Em um mundo cercado pelo imediatismo das redes sociais, o espaço e o tempo manipulados por um romancista são as ferramentas para revelar o real, sem preconceitos ou clichês. Essa é a forma como o professor Godofredo de Oliveira Neto, único catarinense membro ativo da Academia Brasileira de Letras (ABL), explica a vantagem dos livros frente a outras formas de expressão. Natural de Blumenau, o professor ocupa uma cadeira na ABL desde junho de 2022, representando Santa Catarina no seleto grupo de ‘imortais’ – que conta hoje com nomes como Gilberto Gil, Fernanda Montenegro, Paulo Coelho, Ruy Castro e Fernando Henrique Cardoso.

O professor ministrou, na última quinta-feira, 25 de maio, a conferência O livro como testemunho da história, às 19h, no Auditório da Reitoria da Universidade Federal de Santa Catarina (UFSC), em Florianópolis. O evento, aberto ao público, foi promovido pela reitoria e pela Editora da UFSC. Além da conferência, o professor Godofredo ministrou palestra durante o lançamento do livro Guerra do Contestado Ilustrada, na Igrejinha da UFSC, na sexta-feira, 26 de maio.

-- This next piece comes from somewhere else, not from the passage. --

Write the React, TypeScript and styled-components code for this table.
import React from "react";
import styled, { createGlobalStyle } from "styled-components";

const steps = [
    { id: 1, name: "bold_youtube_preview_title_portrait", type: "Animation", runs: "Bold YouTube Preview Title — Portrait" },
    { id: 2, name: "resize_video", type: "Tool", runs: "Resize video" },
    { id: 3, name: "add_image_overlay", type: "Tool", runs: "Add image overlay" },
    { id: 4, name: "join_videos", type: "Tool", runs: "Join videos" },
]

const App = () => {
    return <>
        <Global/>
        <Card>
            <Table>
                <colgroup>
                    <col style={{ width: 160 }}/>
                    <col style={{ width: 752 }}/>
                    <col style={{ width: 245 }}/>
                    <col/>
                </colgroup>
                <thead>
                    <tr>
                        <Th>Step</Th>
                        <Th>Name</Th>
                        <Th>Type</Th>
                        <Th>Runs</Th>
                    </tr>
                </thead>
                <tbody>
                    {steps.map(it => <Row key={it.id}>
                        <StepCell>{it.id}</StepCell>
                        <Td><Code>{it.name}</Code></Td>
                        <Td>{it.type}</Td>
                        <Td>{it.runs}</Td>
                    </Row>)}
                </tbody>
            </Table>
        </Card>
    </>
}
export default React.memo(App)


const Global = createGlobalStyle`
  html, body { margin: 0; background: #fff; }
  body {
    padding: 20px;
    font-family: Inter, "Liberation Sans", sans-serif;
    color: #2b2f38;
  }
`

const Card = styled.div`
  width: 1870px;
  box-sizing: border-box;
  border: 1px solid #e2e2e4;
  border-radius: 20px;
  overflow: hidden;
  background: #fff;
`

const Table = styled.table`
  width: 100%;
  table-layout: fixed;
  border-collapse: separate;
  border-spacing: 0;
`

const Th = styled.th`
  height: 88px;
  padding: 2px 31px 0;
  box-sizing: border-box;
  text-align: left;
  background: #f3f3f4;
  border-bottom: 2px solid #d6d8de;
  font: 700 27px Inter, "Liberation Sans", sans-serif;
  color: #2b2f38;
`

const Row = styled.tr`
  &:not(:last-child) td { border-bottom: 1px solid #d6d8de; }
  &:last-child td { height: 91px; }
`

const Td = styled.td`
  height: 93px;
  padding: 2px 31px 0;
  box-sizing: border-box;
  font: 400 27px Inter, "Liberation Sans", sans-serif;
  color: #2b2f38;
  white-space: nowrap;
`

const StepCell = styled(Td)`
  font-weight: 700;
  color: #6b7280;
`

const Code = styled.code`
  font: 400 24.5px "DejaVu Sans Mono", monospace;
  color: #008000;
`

Por e-mail, o professor Godofredo – também membro da Academia Catarinense de Letras (ACL) – respondeu a algumas perguntas da Agência de Comunicação (Agecom) da UFSC:

Qual testemunho da história um livro ainda pode trazer que outros meios, como mídias sociais, não contemplam?

O romance escapa das leis do espaço e do tempo humanos, isso já faz uma diferença enorme. Talvez bem mais do que tentar estabelecer uma relação com a História, leia-se o real, o escritor tenta escapar do destino humano. O artista está a serviço da verdade e da liberdade, penso em Camus. Esses meios sociais a que você se refere passam informações preciosas, mas mostram o real sem tirar dele o sentido encoberto pelos preconceitos, pelas ideias herdadas, pelos clichês, pelas ideologias. A Literatura faz o leitor descobrir a História, o real, na sua complexidade, mas porque o obriga a descobrir uma realidade que está longe daquela em que ele vive. Leitores e leitoras se tornam leitores deles próprios e descobrem uma verdade que lhes escapava. Essa é a verdade e a liberdade que a Literatura traz.

Em seu discurso de posse na ABL, o senhor cita Cruz e Sousa e Anita Garibaldi, dizendo que esses personagens da história catarinense têm alcançado o espaço que lhes pertence. Ainda falta muito para a fama a que fazem jus?

Cruz e Sousa e Anita Garibaldi são ícones da cultura nacional. A repercussão dos seus feitos históricos e culturais são cada vez mais aplaudidos e venerados. Os movimentos sociais, no caso o movimento negro e o feminismo, contribuíram e vem contribuindo para essa reverberação fora do espaço apenas catarinense. Mas não só, claro. As Academias, a Universidade, instituições culturais públicas e privadas do nosso Estado também foram fundamentais para essa consideração e deferência no Brasil. O dado interessante da história é que num Estado com protagonismo preponderantemente masculino seja uma mulher a ocupar esse pódio glorioso rsrsr. E também, num Estado com pequeno percentual de afrodescendentes, seja Cruz e Sousa o maior expoente da literatura catarinense, assim reconhecido no Brasil e no mundo. Veja-se o artigo de Roger Bastide que põe Cruz e Sousa entre os três maiores simbolistas do mundo, com, nada mais, nada menos, Mallarmé e Stefan Georg. A roda do Fado gira do jeito que ela quer.

Qual a análise do professor sobre a produção literária brasileira e catarinense da atualidade?

A Literatura Catarinense vive um grande boom. As universidades catarinenses e a Academia Catarinense de Letras (ACL) vêm acompanhando essa tendência. Uma editora de porte internacional recém-instalada no Brasil, a Almedina, publica regularmente autores do Estado, com a intermediação do professor Deonísio da Silva, da ACL. A Literatura Brasileira em geral também vive esse estado de relativamente graça. Digo relativamente porque faltam mais leitores. Cabe às autoridades na área de educação promover a volta maciça da Literatura nas escolas visando a formar leitores e cidadãos e cidadãs críticos e competentes. Mas, cabe também ressaltar, é papel fundamental das universidades formadoras de professores ajustar o ensino de Língua e Literatura à sua grade curricular numa fusão mais evidente. Me parece que a volta das antologias às escolas se impõe. Estão ali a verdade e a liberdade a que o alunato tem direito.